Let’s talk mushrooms!
They’re nutritious and versatile. Popular with chefs for their unique porous texture, mushrooms easily absorb flavours and odours from the foods they’re cooked with. Some cooks are crazy about them, others steer clear, but one thing is certain: it’s well worth getting to know mushrooms better. That’s why at Rachelle Béry we’ve decided to take an in-depth look at mushrooms and share our findings with you. You’ll discover that there’s a mushroom for every taste!
Regardless of the variety, mushrooms contain few calories, and more protein than most other vegetables. They offer an array of important vitamins and minerals in varying proportions depending on the species.
- Copper: an essential element for the production of hemoglobin and collagen, a structural and tissue repair protein
- Selenium: a nutrient that works with antioxidant enzymes
- Vitamins B2 and B3: vitamins that are highly active in energy metabolism and DNA production and growth
- Pantothenic acid: a vitamin that plays a key role in optimizing the energy in the foods we eat
- Vitamin D: indispensable for bone health and a strong immune system
Buying fresh mushrooms
To keep mushrooms fresh, don’t wash them until you’re ready to use them. Store them in the refrigerator in a breathable container such as a paper bag. Circulating air will keep them from spoiling too quickly. To prepare them for cooking, use a soft brush or a damp cloth to remove any dirt. If you prefer running them under water, dry them off quickly because with their porous texture, they tend to soak up water like a sponge.
How to prepare them:
- Try button or cremini mushrooms raw as part of a veggie and dip tray, in brochettes, or sliced into salads or onto homemade pizza.
- Add large grilled portobello mushroom slices to a veggie sandwich
- Stuff whole portobellos with brown rice, tomatoes, onion, and herbs. Serve them au gratin for a dish your guests will love!
Buying dried mushrooms
Since fresh mushrooms will keep no more than a week and freezing changes their texture, the best way to always have some at hand is to buy dried mushrooms. Placed in an airtight container, either in the fridge or a cool, dry place, they will keep for up to three weeks.
How to prepare them:
- Chop and sprinkle onto your favourite dishes as a seasoning with woody notes
- Add to slow-cooked sauces and stews that will give them back their tender texture
- Soak in boiling water for 20 minutes to rehydrate them
Chef’s tip: 90 g (3 oz.) of dried mushrooms is equivalent to 450 g (1 lb.) of fresh mushrooms.
Different mushroom varieties to enjoy
Button mushrooms (available fresh and dried): Mild and delicate with woody aromas, this is the classic mushroom!
Cremini (available fresh): With a firm texture and delicate flavour, the cremini is slightly more fragrant than the button mushroom.
Portobello (available fresh and dried): Increasingly popular for its large size, it is also enjoyed for its firm texture and rich, slightly sweet flavour.
Shiitake (available fresh and dried): The white flesh, meaty texture, and slightly acidic, earthy flavour make the shiitake mushroom unique!
Oyster (available fresh and dried): A mushroom with a crunchy texture that loses any bitterness when cooked.
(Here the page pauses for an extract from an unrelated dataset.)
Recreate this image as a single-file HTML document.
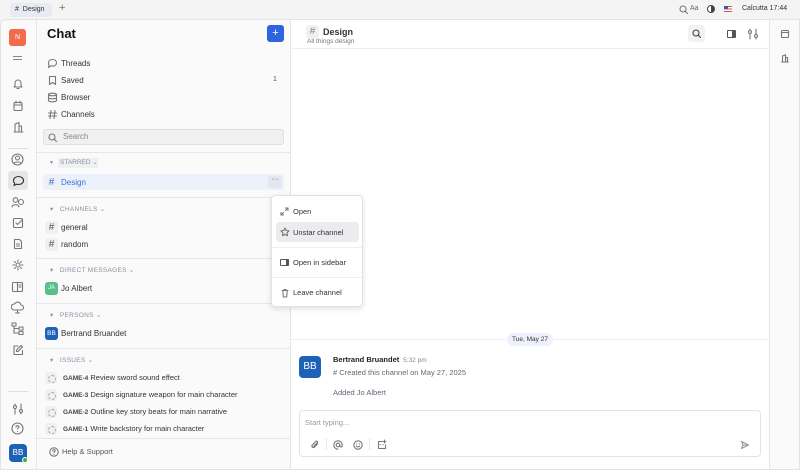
<!DOCTYPE html>
<html><head><meta charset="utf-8"><style>
*{box-sizing:border-box;margin:0;padding:0}
body{width:800px;height:470px;overflow:hidden;background:#f4f4f5;font-family:"Liberation Sans",sans-serif;font-size:8px;color:#222;position:relative}
.a{position:absolute}
svg{position:absolute;fill:none;stroke:#777;stroke-width:1.1;stroke-linecap:round;stroke-linejoin:round}
.nav{position:absolute;left:61px;font-size:8px;color:#333}
.sec{position:absolute;left:50px;font-size:6.5px;color:#8a90a0;letter-spacing:.3px}
.hash{position:absolute;width:13px;height:13px;background:#eef0f3;border-radius:3px;color:#555;font-size:10px;text-align:center;line-height:13px}
.hr{position:absolute;left:37px;width:253px;height:1px;background:#e6e6e8}
.iss{position:absolute;left:45px;font-size:7.5px;color:#333}
.iss b{font-size:6.5px;color:#444}
.iss i{display:inline-block;width:12px;height:12px;background:#eef0f3;border-radius:3px;vertical-align:middle;margin-right:6px;position:relative}
.iss i:after{content:"";position:absolute;left:3px;top:3px;width:6px;height:6px;border:1px dashed #aaa;border-radius:50%}
.mi{position:absolute;left:21px;font-size:7.5px;color:#333}
</style></head><body>
<!-- top bar -->
<div class="a" style="left:10px;top:3px;width:42px;height:14px;background:#e9ebf3;border-radius:3px;font-size:7px;line-height:14px;padding-left:5px;color:#333">#&nbsp; Design</div>
<div class="a" style="left:59px;top:2px;font-size:11px;color:#777">+</div>
<svg style="left:679px;top:5px" width="9" height="9" viewBox="0 0 9 9"><circle cx="4" cy="4" r="3"/><path d="M6 6l2.5 2.5"/></svg>
<div class="a" style="left:690px;top:5px;font-size:7px;color:#666">Aa</div>
<div class="a" style="left:707px;top:5px;width:8px;height:8px;border-radius:50%;border:1px solid #444;background:linear-gradient(90deg,#fff 50%,#444 50%)"></div>
<div class="a" style="left:724px;top:6px;width:8px;height:6px;background:linear-gradient(#c55 0 20%,#fff 20% 40%,#c55 40% 60%,#fff 60% 80%,#c55 80%)"></div>
<div class="a" style="left:724px;top:6px;width:4px;height:3px;background:#45a"></div>
<div class="a" style="left:742px;top:5px;font-size:7px;color:#333">Calcutta 17:44</div>
<!-- frame -->
<div class="a" style="left:0;top:19px;width:800px;height:451px;background:#fafafa;border:1px solid #e3e3e5;border-radius:6px 0 0 0"></div>
<div class="a" style="left:36px;top:20px;width:1px;height:450px;background:#e6e6e8"></div>
<!-- rail -->
<div class="a" style="left:9px;top:29px;width:17px;height:17px;background:#f26b4b;border-radius:3px;color:#fff;font-size:7px;text-align:center;line-height:17px">N</div>
<div class="a" style="left:13px;top:56px;width:9px;height:4px;border-top:1px solid #888;border-bottom:1px solid #888"></div>
<svg style="left:12px;top:78px" width="12" height="12" viewBox="0 0 12 12"><path d="M3 8V5a3 3 0 016 0v3l1 1H2zM5 10.5h2"/></svg>
<svg style="left:12px;top:100px" width="12" height="12" viewBox="0 0 12 12"><rect x="2" y="2.5" width="8" height="8" rx="1"/><path d="M2 5h8M4 1v2M8 1v2"/></svg>
<svg style="left:12px;top:121px" width="12" height="12" viewBox="0 0 12 12"><path d="M3 11V3l4-1.5V11M7 5h2.5v6M2 11h9"/></svg>
<div class="a" style="left:8px;top:148px;width:20px;height:1px;background:#ddd"></div>
<svg style="left:11px;top:153px" width="13" height="13" viewBox="0 0 13 13"><circle cx="6.5" cy="6.5" r="5.5"/><circle cx="6.5" cy="5" r="2"/><path d="M3 10.5c1-2 6-2 7 0"/></svg>
<div class="a" style="left:8px;top:171px;width:20px;height:19px;background:#e6e6e8;border-radius:3px"></div>
<svg style="left:12px;top:175px" width="13" height="12" viewBox="0 0 13 12"><path d="M6.5 1.5c3 0 5 1.7 5 4s-2 4-5 4c-.7 0-1.4-.1-2-.3L2 10.5l.7-2.2C1.9 7.6 1.5 6.6 1.5 5.5c0-2.3 2-4 5-4z" style="stroke:#333"/></svg>
<svg style="left:11px;top:196px" width="14" height="12" viewBox="0 0 14 12"><circle cx="4.5" cy="4" r="2.3"/><path d="M1 11c.5-3 6.5-3 7 0"/><circle cx="10" cy="6" r="2.5"/></svg>
<svg style="left:12px;top:217px" width="12" height="12" viewBox="0 0 12 12"><rect x="1.5" y="1.5" width="9" height="9" rx="1"/><path d="M4 6l1.5 1.5L10 3"/></svg>
<svg style="left:12px;top:238px" width="12" height="12" viewBox="0 0 12 12"><path d="M2.5 1.5h5l2 2v7h-7zM4.5 6h3M4.5 8h3"/></svg>
<svg style="left:12px;top:259px" width="12" height="12" viewBox="0 0 12 12"><circle cx="6" cy="6" r="2"/><path d="M6 1v1.5M6 9.5V11M1 6h1.5M9.5 6H11M2.5 2.5l1 1M8.5 8.5l1 1M2.5 9.5l1-1M8.5 3.5l1-1"/></svg>
<svg style="left:11px;top:281px" width="13" height="12" viewBox="0 0 13 12"><rect x="1.5" y="1.5" width="10" height="9" rx="1"/><path d="M6.5 1.5v9M8 4h2M8 6h2"/></svg>
<svg style="left:11px;top:301px" width="13" height="13" viewBox="0 0 13 13"><path d="M3 9a3 3 0 01.5-6A3.5 3.5 0 0110 4a2.5 2.5 0 010 5zM6.5 9v3M4.5 12h4"/></svg>
<svg style="left:11px;top:322px" width="13" height="13" viewBox="0 0 13 13"><rect x="1" y="1" width="4" height="3"/><rect x="8" y="5" width="4" height="3"/><rect x="8" y="9.5" width="4" height="3"/><path d="M3 4v7h5M3 6.5h5"/></svg>
<svg style="left:12px;top:344px" width="12" height="12" viewBox="0 0 12 12"><path d="M6 2H2v8.5h8.5V6.5M9 1.5l1.5 1.5L6 7.5H4.5V6z"/></svg>
<div class="a" style="left:8px;top:391px;width:20px;height:1px;background:#ddd"></div>
<svg style="left:12px;top:403px" width="12" height="12" viewBox="0 0 12 12"><path d="M3 1v10M9 1v10"/><circle cx="3" cy="4" r="1.5" style="fill:#fafafa"/><circle cx="9" cy="8" r="1.5" style="fill:#fafafa"/></svg>
<svg style="left:11px;top:422px" width="13" height="13" viewBox="0 0 13 13"><circle cx="6.5" cy="6.5" r="5.5"/><path d="M5 5a1.5 1.5 0 113 .3c-.5.6-1.5.8-1.5 1.7M6.5 9.3v.2"/></svg>
<div class="a" style="left:9px;top:444px;width:18px;height:18px;background:#1e62b8;border-radius:4px;color:#fff;font-size:8px;text-align:center;line-height:18px">BB</div>
<div class="a" style="left:22px;top:457px;width:6px;height:6px;background:#2fb34f;border-radius:50%;border:1px solid #fff"></div>
<!-- sidebar -->
<div class="a" style="left:47px;top:26px;font-size:13px;font-weight:bold;color:#111">Chat</div>
<div class="a" style="left:267px;top:25px;width:17px;height:17px;background:#2f63e0;border-radius:3px;color:#fff;font-size:11px;text-align:center;line-height:16px">+</div>
<svg style="left:47px;top:58px" width="11" height="11" viewBox="0 0 11 11"><path d="M5.5 1.5c2.5 0 4 1.4 4 3.3s-1.5 3.3-4 3.3c-.6 0-1.2-.1-1.6-.3L1.5 9.5l.6-2C1.7 6.8 1.5 5.8 1.5 4.8c0-1.9 1.5-3.3 4-3.3z"/></svg>
<div class="nav" style="top:59px">Threads</div>
<svg style="left:47px;top:75px" width="11" height="11" viewBox="0 0 11 11"><path d="M2.5 1.5h6v8l-3-2-3 2z"/></svg>
<div class="nav" style="top:76px">Saved</div>
<div class="a" style="left:273px;top:76px;font-size:7px;color:#555">1</div>
<svg style="left:47px;top:92px" width="11" height="11" viewBox="0 0 11 11"><ellipse cx="5.5" cy="2.5" rx="4" ry="1.3"/><path d="M1.5 2.5v6c0 .7 1.8 1.3 4 1.3s4-.6 4-1.3v-6M1.5 5.5c0 .7 1.8 1.3 4 1.3s4-.6 4-1.3"/></svg>
<div class="nav" style="top:93px">Browser</div>
<svg style="left:47px;top:109px" width="11" height="11" viewBox="0 0 11 11"><path d="M4 1.5l-1 8M8 1.5l-1 8M1.5 4h8M1.5 7h8"/></svg>
<div class="nav" style="top:110px">Channels</div>
<div class="a" style="left:43px;top:129px;width:241px;height:16px;background:#f0f0f1;border:1px solid #e0e0e2;border-radius:3px;font-size:8px;color:#888;line-height:14px;padding-left:19px">Search</div>
<svg style="left:48px;top:133px" width="9" height="9" viewBox="0 0 9 9"><circle cx="4" cy="4" r="3"/><path d="M6 6l2.5 2.5"/></svg>
<div class="hr" style="top:152px"></div>
<div class="a" style="left:49px;top:160px;font-size:5px;color:#888">▼</div>
<div class="a" style="left:58px;top:158px;width:40px;height:10px;background:#eef0f3;border-radius:2px;font-size:6.5px;color:#8a90a0;line-height:10px;padding-left:2px">STARRED ⌄</div>
<div class="a" style="left:43px;top:174px;width:241px;height:16px;background:#edf1fb;border-radius:3px"></div>
<div class="hash" style="left:45px;top:176px;color:#3a6fd8">#</div>
<div class="a" style="left:61px;top:178px;font-size:8px;color:#3a6fd8">Design</div>
<div class="a" style="left:268px;top:176px;width:14px;height:12px;background:#e3e7f1;border-radius:2px;font-size:7px;text-align:center;color:#555">···</div>
<div class="hr" style="top:197px"></div>
<div class="sec" style="top:205px">▾ &nbsp; CHANNELS ⌄</div>
<div class="hash" style="left:45px;top:221px">#</div><div class="nav" style="top:223px">general</div>
<div class="hash" style="left:45px;top:238px">#</div><div class="nav" style="top:240px">random</div>
<div class="hr" style="top:258px"></div>
<div class="sec" style="top:266px">▾ &nbsp; DIRECT MESSAGES ⌄</div>
<div class="a" style="left:45px;top:282px;width:13px;height:13px;background:#5ac08a;border-radius:3px;color:#dff;font-size:6px;text-align:center;line-height:13px">JA</div>
<div class="nav" style="top:284px">Jo Albert</div>
<div class="hr" style="top:303px"></div>
<div class="sec" style="top:311px">▾ &nbsp; PERSONS ⌄</div>
<div class="a" style="left:45px;top:327px;width:13px;height:13px;background:#1e62b8;border-radius:3px;color:#fff;font-size:6.5px;text-align:center;line-height:13px">BB</div>
<div class="nav" style="top:329px">Bertrand Bruandet</div>
<div class="hr" style="top:348px"></div>
<div class="sec" style="top:356px">▾ &nbsp; ISSUES ⌄</div>
<div class="iss" style="top:372px"><i></i><b>GAME-4</b> Review sword sound effect</div>
<div class="iss" style="top:389px"><i></i><b>GAME-3</b> Design signature weapon for main character</div>
<div class="iss" style="top:406px"><i></i><b>GAME-2</b> Outline key story beats for main narrative</div>
<div class="iss" style="top:423px"><i></i><b>GAME-1</b> Write backstory for main character</div>
<div class="hr" style="top:438px"></div>
<svg style="left:49px;top:447px" width="10" height="10" viewBox="0 0 10 10"><circle cx="5" cy="5" r="4.2"/><path d="M3.8 4a1.2 1.2 0 112.3.3c-.4.5-1.1.6-1.1 1.4M5 7.3v.1"/></svg>
<div class="a" style="left:62px;top:447px;font-size:7.5px;color:#555">Help &amp; Support</div>
<!-- main -->
<div class="a" style="left:290px;top:20px;width:480px;height:449px;background:#fff;border-left:1px solid #e6e6e8;border-right:1px solid #e6e6e8"></div>
<div class="a" style="left:290px;top:48px;width:480px;height:1px;background:#eceef2"></div>
<div class="hash" style="left:306px;top:25px;color:#888">#</div>
<div class="a" style="left:323px;top:27px;font-size:9px;font-weight:bold;color:#333">Design</div>
<div class="a" style="left:307px;top:38px;font-size:6.5px;color:#777">All things design</div>
<div class="a" style="left:688px;top:25px;width:17px;height:17px;background:#f2f2f3;border-radius:3px"></div>
<svg style="left:692px;top:29px" width="9" height="9" viewBox="0 0 9 9"><circle cx="4" cy="4" r="3" style="stroke:#444"/><path d="M6 6l2.5 2.5" style="stroke:#444"/></svg>
<div class="a" style="left:727px;top:30px;width:9px;height:8px;border:1.2px solid #555;border-right-width:4px;border-radius:1px"></div>
<svg style="left:747px;top:28px" width="12" height="12" viewBox="0 0 12 12"><path d="M3 1v10M9 1v10"/><circle cx="3" cy="4" r="1.5" style="fill:#fff"/><circle cx="9" cy="8" r="1.5" style="fill:#fff"/></svg>
<svg style="left:780px;top:29px" width="10" height="10" viewBox="0 0 10 10"><rect x="1.5" y="1.5" width="7" height="7" rx="1"/><path d="M1.5 3.5h7"/></svg>
<svg style="left:780px;top:53px" width="10" height="10" viewBox="0 0 10 10"><path d="M2.5 9V3l3-1.2V9M5.5 4.5h2V9M1.5 9h7"/></svg>
<div class="a" style="left:290px;top:339px;width:480px;height:1px;background:#eef0f6"></div>
<div class="a" style="left:507px;top:333px;width:46px;height:13px;background:#eef1fb;border-radius:7px;font-size:6.5px;text-align:center;line-height:13px;color:#333">Tue, May 27</div>
<div class="a" style="left:299px;top:356px;width:22px;height:22px;background:#1e62b8;border-radius:4px;color:#fff;font-size:10px;text-align:center;line-height:22px">BB</div>
<div class="a" style="left:333px;top:355px;font-size:7.5px;color:#222;font-weight:bold">Bertrand Bruandet <span style="font-weight:normal;font-size:6.5px;color:#888">&nbsp;5:32 pm</span></div>
<div class="a" style="left:333px;top:368px;font-size:7.5px;color:#667">#&nbsp;Created this channel on May 27, 2025</div>
<div class="a" style="left:333px;top:388px;font-size:7.5px;color:#667">Added Jo Albert</div>
<div class="a" style="left:299px;top:410px;width:462px;height:47px;border:1px solid #e3e3e6;border-radius:4px"></div>
<div class="a" style="left:305px;top:418px;font-size:7.5px;color:#999">Start typing...</div>
<svg style="left:310px;top:440px" width="10" height="10" viewBox="0 0 10 10"><path d="M7.5 4L4.3 7.2a1.5 1.5 0 01-2.1-2.1L6 1.3a1 1 0 011.4 1.4L3.8 6.3"/></svg>
<div class="a" style="left:326px;top:438px;width:1px;height:12px;background:#e6e6e8"></div>
<svg style="left:333px;top:440px" width="10" height="10" viewBox="0 0 10 10"><circle cx="5" cy="5" r="1.8"/><path d="M6.8 5v.8a1.2 1.2 0 002.4 0V5A4.2 4.2 0 105 9.2"/></svg>
<svg style="left:353px;top:440px" width="10" height="10" viewBox="0 0 10 10"><circle cx="5" cy="5" r="4.2"/><path d="M3.3 6a2 2 0 003.4 0M3.6 3.8v.1M6.4 3.8v.1"/></svg>
<div class="a" style="left:369px;top:438px;width:1px;height:12px;background:#e6e6e8"></div>
<svg style="left:376px;top:439px" width="11" height="11" viewBox="0 0 11 11"><path d="M6 2.5H2.5v7h7V6M8.5 1v3M7 2.5h3M4 5.5l.1.1M7 5.5l.1.1"/></svg>
<svg style="left:740px;top:440px" width="10" height="10" viewBox="0 0 10 10"><path d="M1.5 1.5l7 3.5-7 3.5 1.5-3.5zM3 5h5.5" style="stroke:#999"/></svg>
<!-- context menu -->
<div class="a" style="left:271px;top:195px;width:92px;height:112px;background:#fff;border:1px solid #e2e2e4;border-radius:4px;box-shadow:0 2px 6px rgba(0,0,0,.12)">
<div class="a" style="left:4px;top:26px;width:83px;height:20px;background:#ececee;border-radius:3px"></div>
<div class="a" style="left:0;top:51px;width:90px;height:1px;background:#eee"></div>
<div class="a" style="left:0;top:81px;width:90px;height:1px;background:#eee"></div>
<svg style="left:8px;top:11px" width="9" height="9" viewBox="0 0 9 9"><path d="M1 8l2.5-2.5M1 5.5V8h2.5M8 1L5.5 3.5M5.5 1H8v2.5"/></svg>
<div class="mi" style="top:11px">Open</div>
<svg style="left:8px;top:31px" width="10" height="10" viewBox="0 0 10 10"><path d="M5 1l1.2 2.5 2.8.4-2 2 .5 2.8L5 7.4 2.5 8.7 3 5.9l-2-2 2.8-.4z"/></svg>
<div class="mi" style="top:32px">Unstar channel</div>
<div class="a" style="left:8px;top:63px;width:9px;height:7px;border:1px solid #555;border-right-width:3.5px;border-radius:1px"></div>
<div class="mi" style="top:62px">Open in sidebar</div>
<svg style="left:8px;top:92px" width="10" height="10" viewBox="0 0 10 10"><path d="M2 2.5h6M4 2.5V1.5h2v1M2.8 2.5l.5 6.5h3.4l.5-6.5"/></svg>
<div class="mi" style="top:92px">Leave channel</div>
</div>
</body></html>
It has a mild flavour despite a sometimes pronounced odour.
Morel (available dried): A rare mushroom that is much sought-after for its rich, earthy flavour and hazelnut aromas. Its flesh is thin and delicate.
Chanterelle (available dried): A mushroom with firm flesh and a slightly peppery, fruity flavour.
Porcini, also called bolete or cepe (available dried): The porcini mushroom has a pronounced taste not unlike cooked meat. Use it to add flavour to your recipes.
With eight mushrooms varieties to choose from, it’s a good bet that, like us, you’ll want to use them every day of the week!